__Stated exercise__
State only how many lines contain the string "that".

(Web page code records)
------------------------------
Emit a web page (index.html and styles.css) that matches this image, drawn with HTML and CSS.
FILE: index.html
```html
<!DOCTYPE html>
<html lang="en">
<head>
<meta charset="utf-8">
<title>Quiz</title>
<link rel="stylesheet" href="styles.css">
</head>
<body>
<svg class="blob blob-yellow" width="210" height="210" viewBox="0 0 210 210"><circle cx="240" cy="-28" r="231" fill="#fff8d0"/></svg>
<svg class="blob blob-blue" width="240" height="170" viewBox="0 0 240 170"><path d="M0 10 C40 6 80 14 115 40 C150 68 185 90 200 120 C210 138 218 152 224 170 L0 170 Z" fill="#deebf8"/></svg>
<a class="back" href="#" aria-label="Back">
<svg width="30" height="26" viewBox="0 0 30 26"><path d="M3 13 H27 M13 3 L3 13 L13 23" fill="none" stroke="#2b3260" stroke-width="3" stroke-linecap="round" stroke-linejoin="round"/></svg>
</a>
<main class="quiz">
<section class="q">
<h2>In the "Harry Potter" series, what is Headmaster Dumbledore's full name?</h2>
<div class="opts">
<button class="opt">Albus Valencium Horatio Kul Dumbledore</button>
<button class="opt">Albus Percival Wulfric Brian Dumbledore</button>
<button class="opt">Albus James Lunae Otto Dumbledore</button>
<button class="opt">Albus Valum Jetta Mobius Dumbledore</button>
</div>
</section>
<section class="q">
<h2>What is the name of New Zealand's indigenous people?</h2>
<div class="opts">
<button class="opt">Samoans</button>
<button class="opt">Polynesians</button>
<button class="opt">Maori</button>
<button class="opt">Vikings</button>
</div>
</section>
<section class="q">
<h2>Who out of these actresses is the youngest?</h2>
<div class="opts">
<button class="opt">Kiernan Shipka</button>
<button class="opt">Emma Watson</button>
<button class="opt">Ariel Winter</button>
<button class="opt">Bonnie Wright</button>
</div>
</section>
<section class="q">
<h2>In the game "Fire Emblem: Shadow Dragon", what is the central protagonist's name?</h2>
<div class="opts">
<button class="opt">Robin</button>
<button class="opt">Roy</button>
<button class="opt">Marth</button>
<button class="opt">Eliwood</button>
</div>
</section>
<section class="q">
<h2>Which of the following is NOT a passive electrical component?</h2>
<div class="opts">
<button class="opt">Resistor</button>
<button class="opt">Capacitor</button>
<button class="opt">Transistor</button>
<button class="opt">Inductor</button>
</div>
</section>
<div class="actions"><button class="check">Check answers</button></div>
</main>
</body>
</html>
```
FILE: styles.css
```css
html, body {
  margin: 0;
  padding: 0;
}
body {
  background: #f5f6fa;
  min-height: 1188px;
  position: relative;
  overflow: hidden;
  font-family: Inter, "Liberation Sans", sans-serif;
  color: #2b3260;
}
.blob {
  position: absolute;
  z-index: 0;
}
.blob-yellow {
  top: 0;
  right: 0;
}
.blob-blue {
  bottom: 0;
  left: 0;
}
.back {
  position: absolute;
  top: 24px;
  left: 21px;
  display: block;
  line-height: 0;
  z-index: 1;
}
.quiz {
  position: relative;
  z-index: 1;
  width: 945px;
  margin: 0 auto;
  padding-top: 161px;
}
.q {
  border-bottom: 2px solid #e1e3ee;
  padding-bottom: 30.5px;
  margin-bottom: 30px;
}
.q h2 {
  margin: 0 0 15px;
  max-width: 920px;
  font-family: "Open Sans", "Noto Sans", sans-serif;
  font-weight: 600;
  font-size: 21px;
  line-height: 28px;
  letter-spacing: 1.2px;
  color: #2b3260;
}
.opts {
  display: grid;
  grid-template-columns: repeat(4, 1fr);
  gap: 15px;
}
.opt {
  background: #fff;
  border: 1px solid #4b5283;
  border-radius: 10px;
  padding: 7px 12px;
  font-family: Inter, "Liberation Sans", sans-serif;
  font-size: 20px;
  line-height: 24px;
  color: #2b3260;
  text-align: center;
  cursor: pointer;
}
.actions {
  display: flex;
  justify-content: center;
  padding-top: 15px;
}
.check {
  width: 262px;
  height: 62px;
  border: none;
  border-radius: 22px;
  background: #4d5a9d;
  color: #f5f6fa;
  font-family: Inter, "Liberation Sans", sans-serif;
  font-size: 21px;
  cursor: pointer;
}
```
------------------------------
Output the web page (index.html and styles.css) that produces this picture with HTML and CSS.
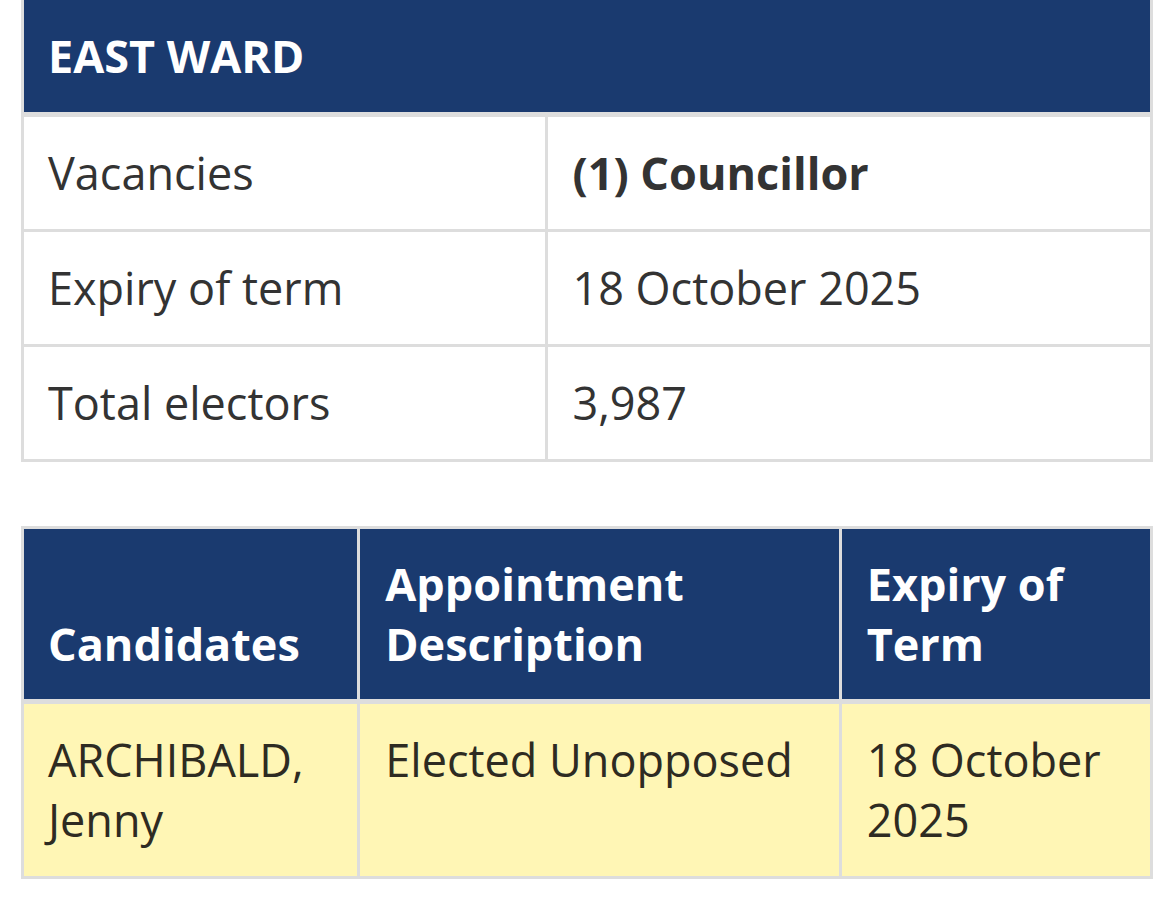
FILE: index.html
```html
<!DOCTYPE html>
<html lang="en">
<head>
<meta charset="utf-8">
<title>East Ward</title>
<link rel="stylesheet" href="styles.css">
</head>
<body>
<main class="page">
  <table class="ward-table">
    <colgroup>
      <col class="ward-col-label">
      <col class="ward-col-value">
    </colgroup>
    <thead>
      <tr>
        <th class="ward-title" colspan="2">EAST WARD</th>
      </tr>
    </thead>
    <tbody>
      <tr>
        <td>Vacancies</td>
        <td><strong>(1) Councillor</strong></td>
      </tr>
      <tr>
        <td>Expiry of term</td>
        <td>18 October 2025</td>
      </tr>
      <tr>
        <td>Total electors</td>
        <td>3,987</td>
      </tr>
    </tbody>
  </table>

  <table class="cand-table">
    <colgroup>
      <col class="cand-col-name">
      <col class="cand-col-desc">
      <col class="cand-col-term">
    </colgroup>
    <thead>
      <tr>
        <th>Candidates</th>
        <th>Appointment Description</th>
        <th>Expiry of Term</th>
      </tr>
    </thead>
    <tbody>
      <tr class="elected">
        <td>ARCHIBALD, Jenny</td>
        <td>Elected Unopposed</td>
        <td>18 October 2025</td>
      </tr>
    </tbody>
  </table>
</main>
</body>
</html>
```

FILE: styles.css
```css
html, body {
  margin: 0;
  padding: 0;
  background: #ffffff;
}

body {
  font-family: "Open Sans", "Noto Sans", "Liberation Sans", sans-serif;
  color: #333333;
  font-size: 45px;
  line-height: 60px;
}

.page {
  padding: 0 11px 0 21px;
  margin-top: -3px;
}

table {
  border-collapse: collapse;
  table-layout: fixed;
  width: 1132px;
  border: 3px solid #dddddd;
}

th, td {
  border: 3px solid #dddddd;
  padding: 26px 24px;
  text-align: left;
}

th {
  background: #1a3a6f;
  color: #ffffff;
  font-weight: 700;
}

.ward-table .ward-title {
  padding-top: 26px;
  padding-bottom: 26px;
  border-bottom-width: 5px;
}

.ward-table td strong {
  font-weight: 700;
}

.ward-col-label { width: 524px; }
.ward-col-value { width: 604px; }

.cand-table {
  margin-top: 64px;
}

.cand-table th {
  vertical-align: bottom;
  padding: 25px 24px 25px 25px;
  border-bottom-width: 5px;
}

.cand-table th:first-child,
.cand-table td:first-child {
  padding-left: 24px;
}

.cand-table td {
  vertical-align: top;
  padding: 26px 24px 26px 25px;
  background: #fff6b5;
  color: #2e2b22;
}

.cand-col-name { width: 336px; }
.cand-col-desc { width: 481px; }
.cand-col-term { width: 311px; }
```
------------------------------
__Final result__
2